McCain's campaign manager breathes easier with nomination in sight

Rick Davis keeps the intraparty competition civil without encouraging support for Huckabee.

Whatever challenges McCain campaign manager Rick Davis deals with today, they pale in comparison with the shortage of funds, sagging political support, and staff turmoil he faced when he took the job last summer.

So it is not surprising that when Mr. Davis met with some 40 reporters at a Monitor-sponsored lunch Wednesday, he appeared upbeat and cracked jokes.

Victory tends to gladden the hearts of political operatives, and Tuesday evening, Sen. John McCain celebrated primary wins in the District of Columbia, Maryland, and Virginia. Analysts noted that the Arizona senator split the Virginia primary vote 50 to 41 percent with former Gov. Mike Huckabee. Meanwhile, Sen. Barack Obama got far more votes in Virginia than all the Republican candidates combined.

"We got a very good vote out of Virginia," Davis responded. "A 9-point race is a blowout in an election where most of these things have been decided by 3 or 4 points." Davis, who has been involved in presidential campaigns since 1980, also ran Senator McCain's 2000 bid for the White House.

The results of this week's primaries mean that Mr. Huckabee "would need to win 123 percent of remaining delegates" to get the Republican nomination, Davis wryly noted in a message to supporters late Tuesday. In his meeting with reporters, Davis walked a careful line apparently aimed at keeping the intraparty competition civil without encouraging support for Huckabee.

"I would like John McCain to be the nominee of the party, and the sooner that happens, the better off it is for all of us here, certainly me. So I am not encouraging anybody to stay in the race and contest it," he said.

But Davis noted that the low-cost presidential battle Huckabee is waging, often on cable TV, keeps the political press interested in the Republican nominating process. "Governor Huckabee's campaign, although we believe rather unnecessary in the process of winning delegates, is perfectly fine with us ... anything [that] sort of continues to allow us to campaign in states with some level of competition and hopefully draw your attention to keeping us in the narrative while we compete with what is obviously a very interesting race on the Democratic side," he said.

Political opponents have questioned how a four-term senator in his 70s can appeal to an electorate that seems very interested in change. "Senator McCain has always been the change agent. I think [University of Virginia Professor] Larry Sabato said about a year ago when we were watching the election start to form that Republicans have this unique opportunity to nominate a guy who is part of the establishment of the Republican Party but is the greatest agent of change in either the Democratic Party or the Republican Party," Davis said.

According to the Associated Press, four in 10 Republican voters on Tuesday said they were born-again or evangelical Christians and nearly 70 percent of them supported Huckabee, who began his career as a Baptist minister.

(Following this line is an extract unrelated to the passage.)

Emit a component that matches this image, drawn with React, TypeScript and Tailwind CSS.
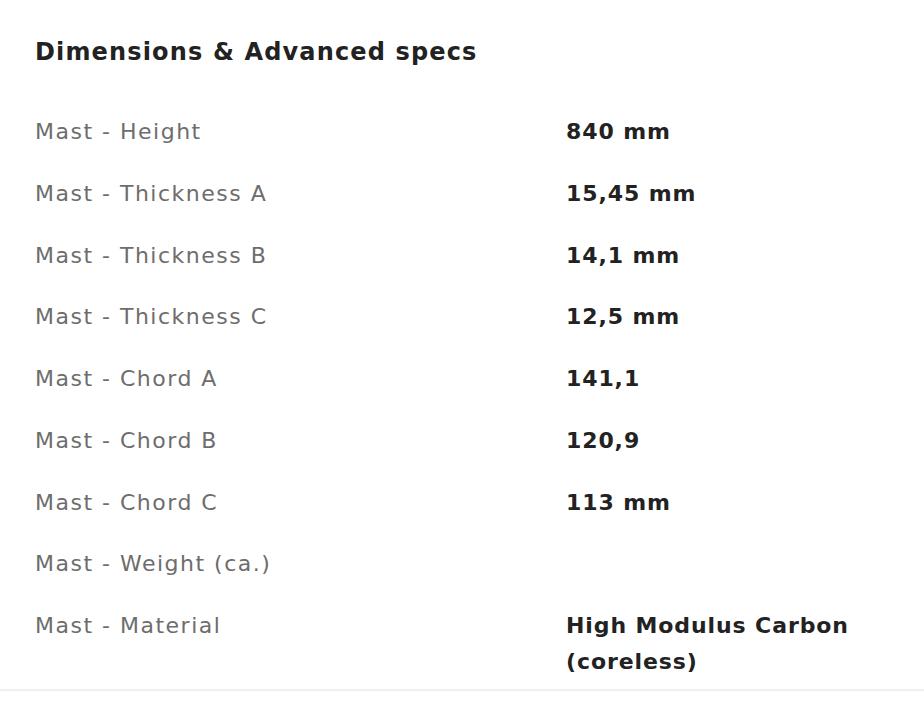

Davis argued that in the past several weeks, Republicans of all persuasions have been embracing McCain. "When you look at what has happened in the last two weeks, really since Super Tuesday inside the McCain campaign," Davis said, "you have seen, heard a landslide of high-profile Republican conservatives supporting John McCain. I think without trying to parse it by who brought what to the table, it is every ideological mix. In other words, there are economic conservatives, there are defense hawks, there are social conservatives. Every single thread of the Republican blanket has covered John McCain."

Funding is one challenge facing the likely Republican nominee. McCain stands by his earlier pledge to accept federal funding in the general election, Davis said. Accepting such funding places limits on private contributions. "Taking that money is a lot easier for me than having to go out and raise $100 million," he said. "We haven't really proved we are able to attract large sums of money the way the Democrats have been able to do it.... I don't know if it is because we are lousy at fundraising or Republicans are tired of giving money to politicians."

Senator Obama also has said he will accept federal funding in the fall. But Davis quipped, "If I were raising $35 million a month [like Obama], I would think that through.